Mme Seton avait décidé d’emmener sa fille aînée Anna-Maria, qui avait alors huit ans. Elle confia ses quatre plus jeunes enfants à la tendresse de ses parents et peu avant son départ écrivit à Mme Sadler, l’une de ses plus chères amies :

« Depuis que je ne vous ai vue mon William a beaucoup souffert. Ils disent tous que c’est témérité, que c’est presque folie à nous d’entreprendre ce voyage, mais vous savez que nous ne raisonnons pas ainsi. Nous allons partir. Nous nous appuyons sur Dieu, notre unique force.

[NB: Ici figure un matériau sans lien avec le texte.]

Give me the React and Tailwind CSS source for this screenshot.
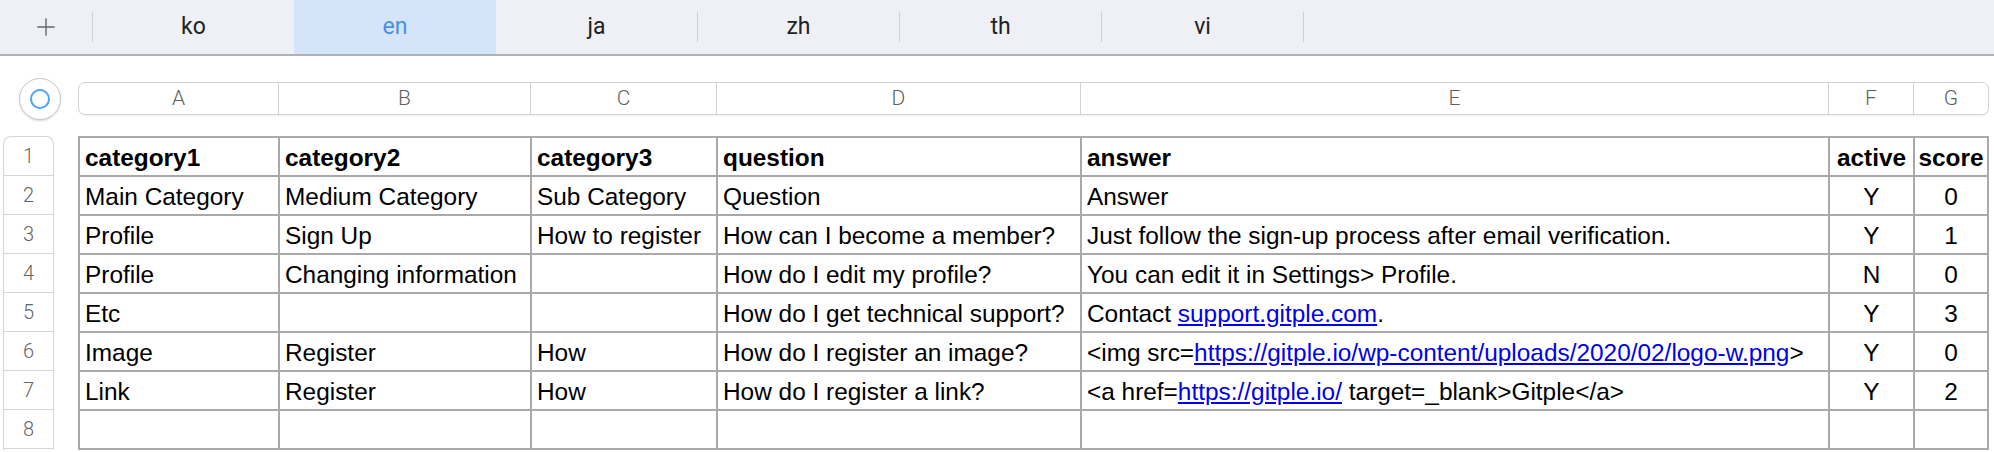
import { Plus } from 'lucide-react';

const tabs = ['ko', 'en', 'ja', 'zh', 'th', 'vi'];
const active = 'en';

const cols = [
  { key: 'A', w: 'w-[200px]', head: 'w-[200px]' },
  { key: 'B', w: 'w-[252px]', head: 'w-[252px]' },
  { key: 'C', w: 'w-[186px]', head: 'w-[186px]' },
  { key: 'D', w: 'w-[364px]', head: 'w-[364px]' },
  { key: 'E', w: 'w-[748px]', head: 'w-[748px]' },
  { key: 'F', w: 'w-[85px]', head: 'w-[85px]' },
  { key: 'G', w: 'w-[74px]', head: 'w-[74px]' },
];

const Link = ({ children }) => <span className="text-[#0000ee] underline">{children}</span>;

const rows = [
  ['category1', 'category2', 'category3', 'question', 'answer', 'active', 'score'],
  ['Main Category', 'Medium Category', 'Sub Category', 'Question', 'Answer', 'Y', '0'],
  ['Profile', 'Sign Up', 'How to register', 'How can I become a member?', 'Just follow the sign-up process after email verification.', 'Y', '1'],
  ['Profile', 'Changing information', '', 'How do I edit my profile?', 'You can edit it in Settings> Profile.', 'N', '0'],
  ['Etc', '', '', 'How do I get technical support?', <>Contact <Link>support.gitple.com</Link>.</>, 'Y', '3'],
  ['Image', 'Register', 'How', 'How do I register an image?', <>{'<img src='}<Link>https://gitple.io/wp-content/uploads/2020/02/logo-w.png</Link>{'>'}</>, 'Y', '0'],
  ['Link', 'Register', 'How', 'How do I register a link?', <>{'<a href='}<Link>https://gitple.io/</Link>{' target=_blank>Gitple</a>'}</>, 'Y', '2'],
  ['', '', '', '', '', '', ''],
];

export default function App() {
  return (
    <div className="w-[1994px] h-[452px] bg-white overflow-hidden font-['Liberation_Sans',Arial,sans-serif]">
      {/* sheet tabs */}
      <div className="h-[56px] bg-[#eff0f5] border-b-2 border-[#aeb2bb] flex items-center font-['Roboto','Liberation_Sans',sans-serif]">
        <div className="w-[92px] h-full flex items-center justify-center text-[#666]">
          <Plus className="w-[28px] h-[28px]" strokeWidth={1.2} />
        </div>
        {tabs.map((t, i) => {
          const isActive = t === active;
          const nextActive = tabs[i + 1] === active;
          return (
            <div key={t} className="flex items-center h-full">
              {!isActive && i === 0 && <div className="w-px h-[30px] bg-[#cfd0d4]" />}
              <div
                className={
                  isActive
                    ? 'w-[202px] h-full flex items-center justify-center bg-[#d5e4f8] text-[#4a90e2] text-[23px]'
                    : 'w-[201px] h-full flex items-center justify-center text-[#222] text-[23px]'
                }
              >
                {t}
              </div>
              {!isActive && !nextActive && <div className="w-px h-[30px] bg-[#cfd0d4]" />}
            </div>
          );
        })}
      </div>

      {/* column letters */}
      <div className="mt-[26px] flex items-center h-[33px]">
        <div className="w-[78px] flex items-center">
          <div className="ml-[19px] w-[42px] h-[42px] rounded-full border border-[#c9c9c9] shadow-[0_1px_2px_rgba(0,0,0,0.15)] flex items-center justify-center bg-white">
            <div className="w-[20px] h-[20px] rounded-full border-2 border-[#4aa3f5]" />
          </div>
        </div>
        <div className="flex h-[33px] border border-[#d2d2d2] rounded-[7px] shadow-[0_1px_1px_rgba(0,0,0,0.06)] font-['Roboto','Liberation_Sans',sans-serif] text-[21px] font-light text-[#5f5f5f]">
          {cols.map((c, i) => (
            <div
              key={c.key}
              className={`${c.head} flex items-center justify-center ${i < cols.length - 1 ? 'border-r border-[#d2d2d2]' : ''}`}
            >
              {c.key}
            </div>
          ))}
        </div>
      </div>

      {/* grid */}
      <div className="mt-[21px] flex">
        <div className="ml-[3px] w-[51px] border-l border-r border-t border-[#d6d6d6] rounded-t-[8px] font-['Roboto','Liberation_Sans',sans-serif] text-[20px] font-light text-[#666]">
          {rows.map((_, i) => (
            <div key={i} className="h-[39px] flex items-center justify-center border-b border-[#d6d6d6]">
              {i + 1}
            </div>
          ))}
        </div>
        <div className="ml-[24px] border-l-2 border-t-2 border-[#a9a9a9] text-[24.4px] text-black">
          {rows.map((r, ri) => (
            <div key={ri} className={`flex h-[39px] ${ri === 0 ? 'font-bold' : ''}`}>
              {r.map((cell, ci) => (
                <div
                  key={ci}
                  className={`${cols[ci].w} shrink-0 border-r-2 border-b-2 border-[#a9a9a9] flex items-center whitespace-pre overflow-hidden px-[5px] pt-[3px] ${ci >= 5 ? 'justify-center' : ''}`}
                >
                  <span>{cell}</span>
                </div>
              ))}
            </div>
          ))}
        </div>
      </div>
    </div>
  );
}
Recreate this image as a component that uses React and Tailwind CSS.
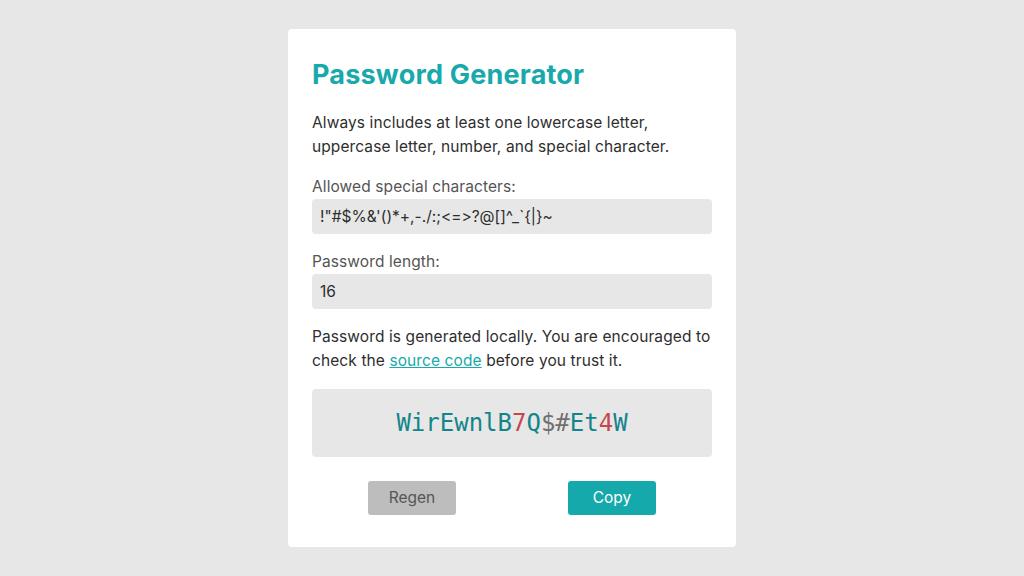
import React from 'react'

const password = 'WirEwnlB7Q$#Et4W'

const charClass = (c) => {
  if (/[0-9]/.test(c)) return 'text-[#c8474f]'
  if (/[a-zA-Z]/.test(c)) return 'text-[#13858a]'
  return 'text-[#707070]'
}

const App = () => {
  return (
    <div className="min-h-screen w-full bg-[#e7e7e7] flex justify-center pt-[29px] font-['Inter','Noto_Sans',sans-serif] [font-variant-ligatures:none]">
      <section className="w-[448px] h-[518px] bg-white rounded-[4px] px-6 pt-[28px]">
        <h1 className="text-[27px] leading-[36px] font-bold text-[#17a9ab] tracking-[0.2px]">
          Password Generator
        </h1>

        <p className="mt-[18px] text-[15.5px] leading-6 text-[#2e2e2e] tracking-[0.1px]">
          Always includes at least one lowercase letter, uppercase letter, number, and special character.
        </p>

        <label className="block mt-[16px] text-[15.5px] leading-6 text-[#555] tracking-[0.1px]">Allowed special characters:</label>
        <div className="h-[35px] rounded-[4px] bg-[#e7e7e7] px-2 flex items-center text-[15.5px] text-[#2e2e2e]">
          {'!"#$%&\'()*+,-./:;<=>?@[]^_`{|}~'}
        </div>

        <label className="block mt-[16px] text-[15.5px] leading-6 text-[#555] tracking-[0.1px]">Password length:</label>
        <div className="h-[35px] rounded-[4px] bg-[#e7e7e7] px-2 flex items-center text-[15.5px] text-[#2e2e2e]">
          16
        </div>

        <p className="mt-[16px] text-[15.5px] leading-6 text-[#2e2e2e] tracking-[0.1px]">
          Password is generated locally. You are encouraged to check the{' '}
          <a href="#" className="text-[#17a9ab] underline">source code</a> before you trust it.
        </p>

        <div className="mt-[16px] h-[68px] rounded-[4px] bg-[#e7e7e7] flex items-center justify-center font-['DejaVu_Sans_Mono',monospace] text-[24px]">
          {password.split('').map((c, i) => (
            <span key={i} className={charClass(c)}>{c}</span>
          ))}
        </div>

        <div className="mt-6 grid grid-cols-2">
          <div className="flex justify-center">
            <button className="w-[88px] h-[34px] rounded-[3px] bg-[#bdbdbd] text-[#555] text-[15.5px]">Regen</button>
          </div>
          <div className="flex justify-center">
            <button className="w-[88px] h-[34px] rounded-[3px] bg-[#16a9ac] text-white text-[15.5px]">Copy</button>
          </div>
        </div>
      </section>
    </div>
  )
}

export default App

Mon âme est remplie de reconnaissance envers lui ; car assurément, avec tant de sujets que nous avons de renoncer toutes nos espérances ici-bas, nous irons chercher naturellement, sans le moindre effort, là-haut, notre repos. Mon Dieu ! se peut-il bien que nous soyons là réunis un jour, sans crainte d’être séparés jamais ! Je m’appuie sur une foi ardente ; et alors je sens que tout est bien, que tout repose en la miséricorde de Dieu ; qu’il vous bénisse », chère Éliza, comme mon âme vous bénit. Et maintenant je suis hors d’état, de rien vous dire, si ce n’est que vous preniez souvent entre vos bras mes chers petits enfants ; et encore, que vous ne laissiez jamais vos pensées s’arrêter sur quoi que ce soit venant de moi qui aurait pu vous faire de la peine. Je sais bien que vous ne l’auriez pas fait ; mais, voyez-vous, quand je pense à tout ce que j’aime, il me semble que je touche à mon heure dernière. »

Le 2 octobre, M. et Mme Seton s’embarquaient avec leur petite fille sur le brick The Sheperdess.

L’affection d’Élisabeth pour Rebecca Seton avait grandi avec les souffrances et les épreuves. Sa belle-sœur lui était une force, un appui. S’en séparer lui fut par-dessus tout, pénible : et à cette amie incomparable, confidente de toutes ses pensées, elle promit le journal des événements et des impressions du voyage.